Healthy Lifestyle Extends Life Span in Older Men

Odds of reaching age 90 are good for those who avoid five key risk factors for premature death

MONDAY, Feb. 11 (HealthDay News) -- Older men who practice healthy lifestyle behaviors have a significantly greater chance of reaching an advanced age in which they enjoy good health and physical function, according to a report published in the Feb. 11 issue of the Archives of Internal Medicine.

Laurel B. Yates, M.D., of Brigham and Women's Hospital in Boston, and colleagues conducted a prospective cohort study of 2,357 healthy men with a mean age of 72 who were enrolled in the Physicians' Health Study.

After 25 years of follow-up, the researchers found that 970 men (41 percent) survived to at least age 90. They calculated that 72-year-old men with none of five key risk factors -- smoking, diabetes, obesity, hypertension and sedentary lifestyle -- had a 54 percent probability of reaching age 90 compared to a 4 percent probability in men with all five risk factors.
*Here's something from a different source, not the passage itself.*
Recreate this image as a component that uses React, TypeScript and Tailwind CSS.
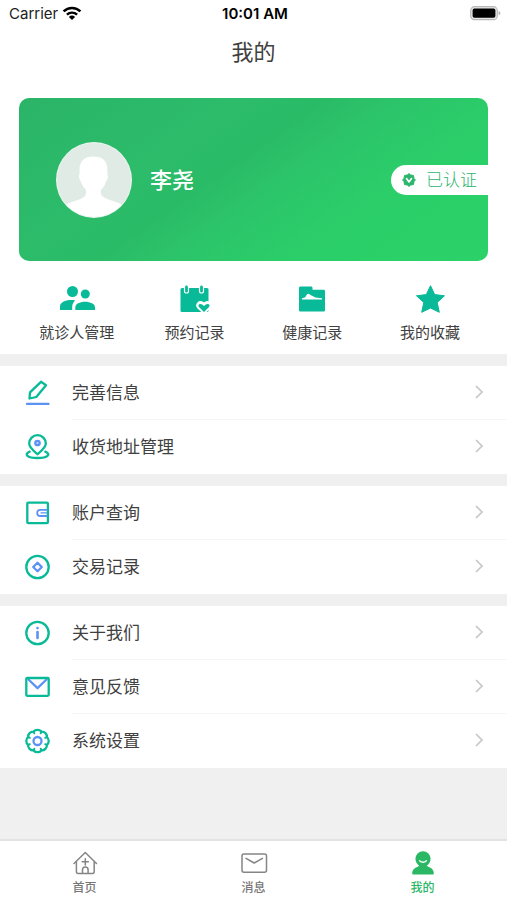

They also found that men with longer life spans were more likely to have delayed onset of cancer and heart disease, and experience more disease-free and disability-free years.

"The challenge to current health care providers is to become adept at caring for present and future centenarians with only the beginnings of concrete evidence-based research," states the author of an accompanying editorial. "Our ability to adapt to this challenge may be a prime determinant in shaping the nature of primary care practice in this country. The oldest old are no longer a metaphor for some vague atavistic paradigm of 'oldsters' but rather are becoming the bread and butter of the clinical practice of internal medicine."